Это была идея Леонарда, но я не разделял его энтузиазма. Во-первых, что руками, что канатом, мы великана не сдвинем, во-вторых…
- Мы всё равно его не сдвинем, нужны колёса, - сказал доктор.
- А где мы возьмём такие колёса? – поинтересовался Леонард.
- Сделаем,- сказал я. – Правда, это долго.
- Вот именно долго, а через два-три часа город начнёт просыпаться.
- Необязательно, - раздался голос Геруса. Мы обернулись и увидели, что он стоит над мешком, в котором едва заметным бирюзовым светом напоминал о своём существовании сонный порошок великана. Мы переглянулись.

***

Герус обещал что опылнние города займёт не больше часа, и мы решили потратить это время с умом. То есть каждый напрягал ум, выдовал свои соображения остальным и начинал яростно их отстаивать. Спор шёл жаркий. Во-первых доктор, этот индивидуалист никак не желал проникатся важностью момента и отказывался участвовать в общем деле. Мы допустили важную тактическую ошибку, точнее её допустил Леонард, отвесив горгулье подзатыльник, что лишило нас возможности запугать доктора чудовищем. Обрзованные люди не бояться чудовищ которых бьют старые сторожа.
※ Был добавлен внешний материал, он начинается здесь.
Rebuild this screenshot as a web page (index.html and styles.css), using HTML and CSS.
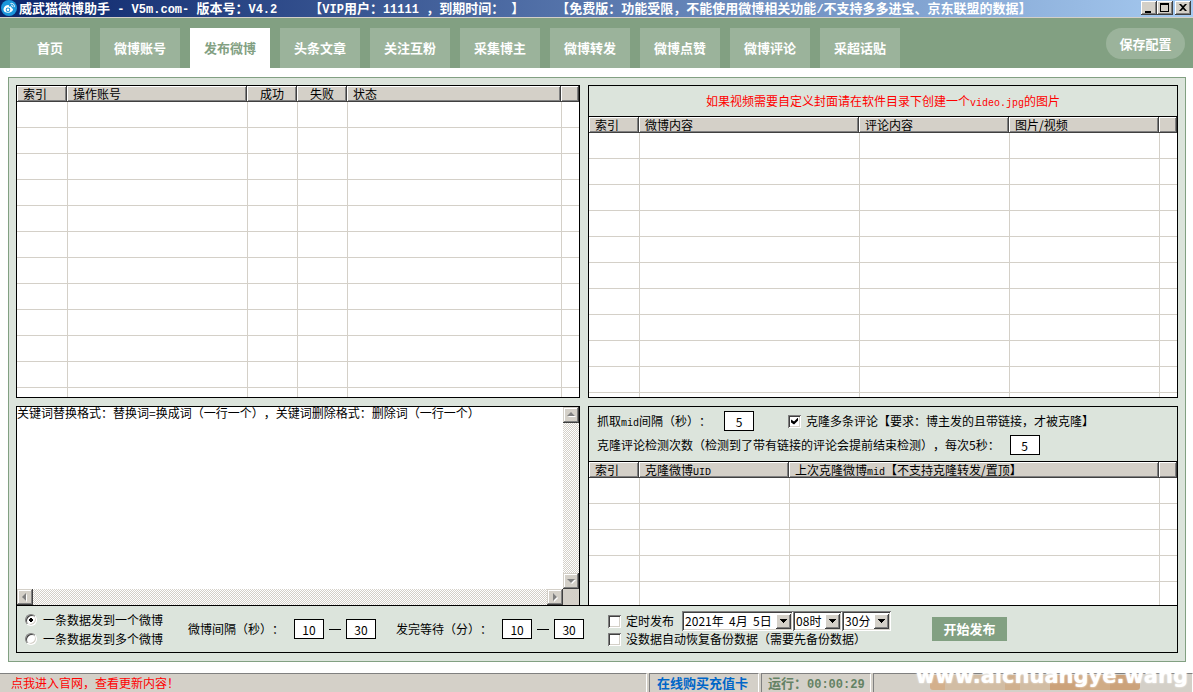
FILE: index.html
```html
<!DOCTYPE html>
<html lang="zh-CN">
<head>
<meta charset="utf-8">
<title>威武猫微博助手</title>
<link rel="stylesheet" href="styles.css">
</head>
<body>
<div class="app">
  <header class="titlebar">
    <svg class="logo" viewBox="0 0 16 16" aria-hidden="true">
      <circle cx="8" cy="8" r="8" fill="#1b96dc"/>
      <path d="M7 5C4 5 2.500 8 2.500 9.500C2.500 14 12 13.500 12 9.500C12 8.500 11 8.200 10.500 8C11 6.500 9.500 6 8 6.700C8 5.500 8 5 7 5Z" fill="#fff"/>
      <circle cx="7" cy="9.700" r="2.300" fill="#1b96dc"/>
      <circle cx="7" cy="9.700" r="1.300" fill="#fff"/>
      <path d="M9.500 3.500C12 2.800 14 5 13.200 7.200M10 5.200C11.200 5 12 6 11.600 7" fill="none" stroke="#fff"/>
    </svg>
    <h1 class="caption">
      <span>威武猫微博助手<i> - V5m.com- </i>版本号：<i>V4.2</i></span>
      <span>【<i>VIP</i>用户：<i>11111 </i>，到期时间：<i> </i>】</span>
      <span>【免费版：功能受限，不能使用微博相关功能<i>/</i>不支持多多进宝、京东联盟的数据】</span>
    </h1>
    <div class="win-buttons">
      <button class="win-btn" aria-label="最小化"><svg viewBox="0 0 16 14"><path d="M4 10h6v2H4z"/></svg></button>
      <button class="win-btn" aria-label="最大化"><svg viewBox="0 0 16 14"><path d="M3 2h9v9H3zM4 4v6h7V4z" fill-rule="evenodd"/></svg></button>
      <button class="win-btn win-close" aria-label="关闭"><svg viewBox="0 0 16 14"><path d="M4 3h2l2 2 2-2h2L9 6.500l3 3.500h-2L8 8l-2 2H4l3-3.500z"/></svg></button>
    </div>
  </header>

  <nav class="nav">
    <button class="tab">首页</button>
    <button class="tab">微博账号</button>
    <button class="tab active">发布微博</button>
    <button class="tab">头条文章</button>
    <button class="tab">关注互粉</button>
    <button class="tab">采集博主</button>
    <button class="tab">微博转发</button>
    <button class="tab">微博点赞</button>
    <button class="tab">微博评论</button>
    <button class="tab">采超话贴</button>
    <button class="save">保存配置</button>
  </nav>

  <main class="panel">
    <div class="quads">
      <section class="box">
        <div class="table-wrap">
          <table>
            <colgroup><col class="c50"><col class="c180"><col class="c50"><col class="c50"><col><col class="c18"></colgroup>
            <thead><tr><th>索引</th><th>操作账号</th><th class="mid">成功</th><th class="mid">失败</th><th>状态</th><th></th></tr></thead>
            <tbody>
              <tr><td></td><td></td><td></td><td></td><td></td><td></td></tr>
              <tr><td></td><td></td><td></td><td></td><td></td><td></td></tr>
              <tr><td></td><td></td><td></td><td></td><td></td><td></td></tr>
              <tr><td></td><td></td><td></td><td></td><td></td><td></td></tr>
              <tr><td></td><td></td><td></td><td></td><td></td><td></td></tr>
              <tr><td></td><td></td><td></td><td></td><td></td><td></td></tr>
              <tr><td></td><td></td><td></td><td></td><td></td><td></td></tr>
              <tr><td></td><td></td><td></td><td></td><td></td><td></td></tr>
              <tr><td></td><td></td><td></td><td></td><td></td><td></td></tr>
              <tr><td></td><td></td><td></td><td></td><td></td><td></td></tr>
              <tr><td></td><td></td><td></td><td></td><td></td><td></td></tr>
              <tr><td></td><td></td><td></td><td></td><td></td><td></td></tr>
            </tbody>
          </table>
        </div>
      </section>

      <section class="box">
        <p class="notice">如果视频需要自定义封面请在软件目录下创建一个<i>video.jpg</i>的图片</p>
        <div class="table-wrap">
          <table>
            <colgroup><col class="c50"><col><col class="c150"><col class="c150"><col class="c18"></colgroup>
            <thead><tr><th>索引</th><th>微博内容</th><th>评论内容</th><th>图片/视频</th><th></th></tr></thead>
            <tbody>
              <tr><td></td><td></td><td></td><td></td><td></td></tr>
              <tr><td></td><td></td><td></td><td></td><td></td></tr>
              <tr><td></td><td></td><td></td><td></td><td></td></tr>
              <tr><td></td><td></td><td></td><td></td><td></td></tr>
              <tr><td></td><td></td><td></td><td></td><td></td></tr>
              <tr><td></td><td></td><td></td><td></td><td></td></tr>
              <tr><td></td><td></td><td></td><td></td><td></td></tr>
              <tr><td></td><td></td><td></td><td></td><td></td></tr>
              <tr><td></td><td></td><td></td><td></td><td></td></tr>
              <tr><td></td><td></td><td></td><td></td><td></td></tr>
              <tr><td></td><td></td><td></td><td></td><td></td></tr>
            </tbody>
          </table>
        </div>
      </section>

      <section class="box open editor">
        <textarea aria-label="关键词替换" spellcheck="false">关键词替换格式：替换词=换成词（一行一个），关键词删除格式：删除词（一行一个）</textarea>
        <div class="bar vertical">
          <button class="arrow" aria-label="向上"><svg viewBox="0 0 16 16"><path d="M5 10h8L9 6z" fill="#fff"/><path d="M4 9h8L8 5z" fill="#808080"/></svg></button>
          <button class="arrow" aria-label="向下"><svg viewBox="0 0 16 16"><path d="M5 7h8L9 11z" fill="#fff"/><path d="M4 6h8L8 10z" fill="#808080"/></svg></button>
        </div>
        <div class="bar horizontal">
          <button class="arrow" aria-label="向左"><svg viewBox="0 0 16 16"><path d="M10 5v8L6 9z" fill="#fff"/><path d="M9 4v8L5 8z" fill="#808080"/></svg></button>
          <button class="arrow" aria-label="向右"><svg viewBox="0 0 16 16"><path d="M7 5v8l4-4z" fill="#fff"/><path d="M6 4v8l4-4z" fill="#808080"/></svg></button>
        </div>
        <div class="corner"></div>
      </section>

      <section class="box open">
        <div class="form">
          <div class="line">
            <label for="mid">抓取<i>mid</i>间隔（秒）：</label><input class="num" id="mid" value="5">
            <label class="check clone"><input type="checkbox" checked>克隆多条评论【要求：博主发的且带链接，才被克隆】</label>
          </div>
          <div class="line second">
            <label for="times">克隆评论检测次数（检测到了带有链接的评论会提前结束检测），每次5秒：</label><input class="num" id="times" value="5">
          </div>
        </div>
        <div class="table-wrap">
          <table>
            <colgroup><col class="c50"><col class="c150"><col><col class="c18"></colgroup>
            <thead><tr><th>索引</th><th>克隆微博<i>UID</i></th><th>上次克隆微博<i>mid</i>【不支持克隆转发/置顶】</th><th></th></tr></thead>
            <tbody>
              <tr><td></td><td></td><td></td><td></td></tr>
              <tr><td></td><td></td><td></td><td></td></tr>
              <tr><td></td><td></td><td></td><td></td></tr>
              <tr><td></td><td></td><td></td><td></td></tr>
              <tr><td></td><td></td><td></td><td></td></tr>
            </tbody>
          </table>
        </div>
      </section>
    </div>

    <section class="controls">
      <div class="stack modes">
        <label class="check"><input type="radio" name="mode" checked>一条数据发到一个微博</label>
        <label class="check"><input type="radio" name="mode">一条数据发到多个微博</label>
      </div>
      <div class="range">
        <label for="gap1">微博间隔（秒）：</label>
        <input class="num" id="gap1" value="10"><span class="dash"></span><input class="num" aria-label="微博间隔上限" value="30">
      </div>
      <div class="range">
        <label for="wait1">发完等待（分）：</label>
        <input class="num" id="wait1" value="10"><span class="dash"></span><input class="num" aria-label="发完等待上限" value="30">
      </div>
      <div class="stack options">
        <div class="timer">
          <label class="check"><input type="checkbox">定时发布</label>
          <div class="selects">
            <select class="date" aria-label="日期"><option>2021年&nbsp; 4月&nbsp; 5日</option></select>
            <select aria-label="小时"><option>08时</option></select>
            <select aria-label="分钟"><option>30分</option></select>
          </div>
        </div>
        <label class="check"><input type="checkbox">没数据自动恢复备份数据（需要先备份数据）</label>
      </div>
      <button class="start">开始发布</button>
    </section>
  </main>

  <footer class="status">
    <a class="cell news" href="#">点我进入官网，查看更新内容！</a>
    <a class="cell buy" href="#">在线购买充值卡</a>
    <span class="cell run">运行：<i>00:00:29</i></span>
    <span class="cell rest"></span>
    <span class="smudge"></span>
    <span class="mark">www.aichuangye.wang</span>
  </footer>
</div>
</body>
</html>
```
FILE: styles.css
```css
* { box-sizing: border-box; }

body {
  margin: 0;
  background: #fff;
  color: #000;
  font: 12px/16px "Noto Sans CJK SC", sans-serif;
  text-spacing-trim: space-all;
}

button, input, select, textarea { font: inherit; color: inherit; margin: 0; border-radius: 0; text-spacing-trim: inherit; }
button { border: 0; padding: 0; white-space: nowrap; }
a { text-decoration: none; }
label { white-space: nowrap; }
i { font-family: "Liberation Mono", monospace; font-size: 10px; font-style: normal; line-height: 1px; white-space: pre; }

.app { display: flex; flex-direction: column; height: 100vh; min-height: 600px; overflow: hidden; }

/* title bar */
.titlebar {
  display: flex;
  align-items: center;
  gap: 2px;
  height: 18px;
  padding: 0 2px 1px 1px;
  border-bottom: 1px solid #d4d0c8;
  background: linear-gradient(90deg, #0a246a, #a6caf0);
}
.logo { width: 16px; height: 16px; flex: none; }
.caption {
  display: flex;
  flex: 1;
  gap: 32px;
  margin: 0;
  color: #fff;
  font-size: 13px;
  font-weight: bold;
  line-height: 16px;
  white-space: nowrap;
}
.caption i { font-size: 12px; }
.win-buttons { display: flex; }
.win-btn {
  width: 16px;
  height: 14px;
  background: #d4d0c8;
  box-shadow: inset -1px -1px #404040, inset 1px 1px #fff, inset -2px -2px #808080;
}
.win-btn svg { display: block; width: 16px; height: 14px; }
.win-close { margin-left: 2px; }

/* tabs */
.nav { display: flex; gap: 10px; height: 50px; padding: 10px 8px 0 10px; background: #82a082; }
.tab, .save { background: #9bb39b; color: #fff; font-size: 13px; font-weight: bold; }
.tab { width: 80px; height: 40px; }
.tab.active { background: #fff; color: #82a082; }
.save { width: 79px; height: 31px; margin-left: auto; border-radius: 16px; }

/* main panel */
.panel {
  display: flex;
  flex: 1;
  flex-direction: column;
  min-height: 0;
  margin: 9px 7px 11px 8px;
  padding: 7px 7px 8px;
  border: 1px solid #82a082;
  background: #dce4dc;
}
.quads {
  display: grid;
  flex: 1;
  grid-template-columns: minmax(0, 564fr) minmax(0, 590fr);
  grid-template-rows: minmax(0, 313fr) minmax(0, 199fr);
  gap: 8px;
  min-height: 0;
}
.box { display: flex; flex-direction: column; min-height: 0; border: 1px solid #000; }
.open { border-bottom: 0; }
.notice { margin: 0; padding: 7px 0; border-bottom: 1px solid #000; color: #f00; text-align: center; }

/* grids */
.table-wrap { flex: 1; min-height: 0; overflow: hidden; background: #fff; }
table { width: 100%; border-spacing: 0; table-layout: fixed; }
th {
  height: 16px;
  padding: 0 6px;
  background: #d4d0c8;
  box-shadow: inset -1px -1px #404040, inset 1px 1px #fff, inset -2px -2px #808080;
  font-weight: normal;
  line-height: 16px;
  text-align: left;
  white-space: nowrap;
}
.mid { text-align: center; }
td { height: 26px; padding: 0; border-bottom: 1px solid #d4d0c8; }
td + td { border-left: 1px solid #d4d0c8; }
.c18 { width: 18px; }
.c50 { width: 50px; }
.c150 { width: 150px; }
.c180 { width: 180px; }

/* keyword editor */
.editor { display: grid; grid-template: minmax(0, 1fr) 16px / minmax(0, 1fr) 16px; }
textarea { border: 0; padding: 0; outline: 0; resize: none; overflow: hidden; line-height: 12px; background: #fff; white-space: pre; }
.bar { display: flex; justify-content: space-between; background: repeating-conic-gradient(#d4d0c8 0 25%, #fff 0 50%) 0 0 / 2px 2px; }
.vertical { flex-direction: column; }
.arrow {
  width: 16px;
  height: 16px;
  background: #d4d0c8;
  box-shadow: inset -1px -1px #404040, inset 1px 1px #d4d0c8, inset -2px -2px #808080, inset 2px 2px #fff;
}
.arrow svg { display: block; width: 16px; height: 16px; }
.corner { background: #d4d0c8; }

/* form parts */
.form { padding: 4px 8px 6px; border-bottom: 1px solid #000; }
.line { display: flex; align-items: center; gap: 13px; height: 20px; }
.second { gap: 10px; margin-top: 4px; }
.clone { margin-left: 21px; }
.num { width: 30px; height: 20px; border: 1px solid #000; padding: 0; background: #fff; line-height: 18px; text-align: center; }
.check { display: flex; align-items: center; gap: 5px; }
.check input { appearance: none; flex: none; width: 13px; height: 13px; background: #fff; }
.check input[type="checkbox"] { box-shadow: inset 1px 1px #808080, inset -1px -1px #fff, inset 2px 2px #404040, inset -2px -2px #d4d0c8; }
.check input[type="checkbox"]:checked::before {
  content: "";
  display: block;
  width: 7px;
  height: 7px;
  margin: 3px;
  background: #000;
  clip-path: polygon(0 2px, 3px 4px, 7px 0, 7px 3px, 3px 7px, 0 5px);
}
.check input[type="radio"] {
  width: 12px;
  height: 12px;
  margin-right: 1px;
  border: 1px solid;
  border-color: #808080 #fff #fff #808080;
  border-radius: 50%;
  box-shadow: inset 1px 1px #404040, inset -1px -1px #d4d0c8;
}
.check input[type="radio"]:checked { background: radial-gradient(circle, #000 0 2px, #fff 2px); }

/* bottom controls */
.controls { display: flex; align-items: center; height: 48px; padding: 0 8px; border: 1px solid #000; }
.stack { display: flex; flex-direction: column; }
.modes { gap: 3px; margin-right: 25px; }
.range { display: flex; align-items: center; margin-right: 20px; }
.range label { margin-right: 10px; }
.dash { width: 12px; height: 1px; margin: 0 5px; background: #000; }
.options { margin: 0 0 0 4px; }
.timer { display: flex; align-items: center; gap: 8px; height: 20px; }
.selects { display: flex; }
select {
  appearance: none;
  width: 49px;
  height: 20px;
  border: 0;
  padding: 0 0 0 3px;
  line-height: 18px;
  background:
    linear-gradient(#000, #000) right 9px top 11px / 1px 1px no-repeat,
    linear-gradient(#000, #000) right 8px top 10px / 3px 1px no-repeat,
    linear-gradient(#000, #000) right 7px top 9px / 5px 1px no-repeat,
    linear-gradient(#000, #000) right 6px top 8px / 7px 1px no-repeat,
    linear-gradient(#d4d0c8, #d4d0c8) right 4px top 4px / 12px 12px no-repeat,
    linear-gradient(#808080, #808080) right 3px top 4px / 13px 13px no-repeat,
    linear-gradient(#fff, #fff) right 3px top 3px / 14px 14px no-repeat,
    linear-gradient(#404040, #404040) right 2px top 3px / 15px 15px no-repeat,
    #fff;
  box-shadow: inset 1px 1px #808080, inset -1px -1px #fff, inset 2px 2px #404040, inset -2px -2px #d4d0c8;
}
.date { width: 111px; }
.start { width: 75px; height: 24px; margin: 0 0 0 41px; background: #82a082; color: #fff; font-size: 13px; font-weight: bold; }

/* status bar */
.status { position: relative; display: flex; gap: 2px; height: 19px; background: #d4d0c8; }
.cell { border-top: 1px solid #808080; border-left: 1px solid #808080; border-right: 1px solid #fff; padding-left: 7px; line-height: 18px; white-space: nowrap; }
.news { flex: 1; padding-left: 11px; border-left: 0; color: #f00; }
.buy { width: 110px; color: #0066c8; font-size: 13px; font-weight: bold; }
.run { width: 110px; padding-left: 6px; color: #648264; font-size: 13px; font-weight: bold; }
.run i { font-size: 12px; }
.rest { width: 320px; }
.smudge {
  position: absolute;
  right: 53px;
  bottom: 2px;
  width: 210px;
  height: 15px;
  border-radius: 3px;
  background: linear-gradient(90deg, #d4b08c 0 15px, #d2bda4 15px 75px, #d0b08e 75px 90px, #d2bda4 90px 120px, #cca27a 120px 150px, #d0ac86 150px 180px, #cca27a 180px);
}
.mark {
  position: absolute;
  right: 5px;
  bottom: 4px;
  color: #fff;
  font: bold 21px/24px "DejaVu Sans", sans-serif;
  text-shadow: 0 0 2px #fff;
}
```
Но там где нет помощи от существ сверхъестественных, на помощь спешат существа реальные. Леонард пригразил доктору разоблачением и тот тут же согласился. Мне даже показалось, что как-то уж слишком быстро. Он молча о чём-то думал и странно поглядывал на великана. Вот тут-то на мой взгляд и крылась проблема с доктором.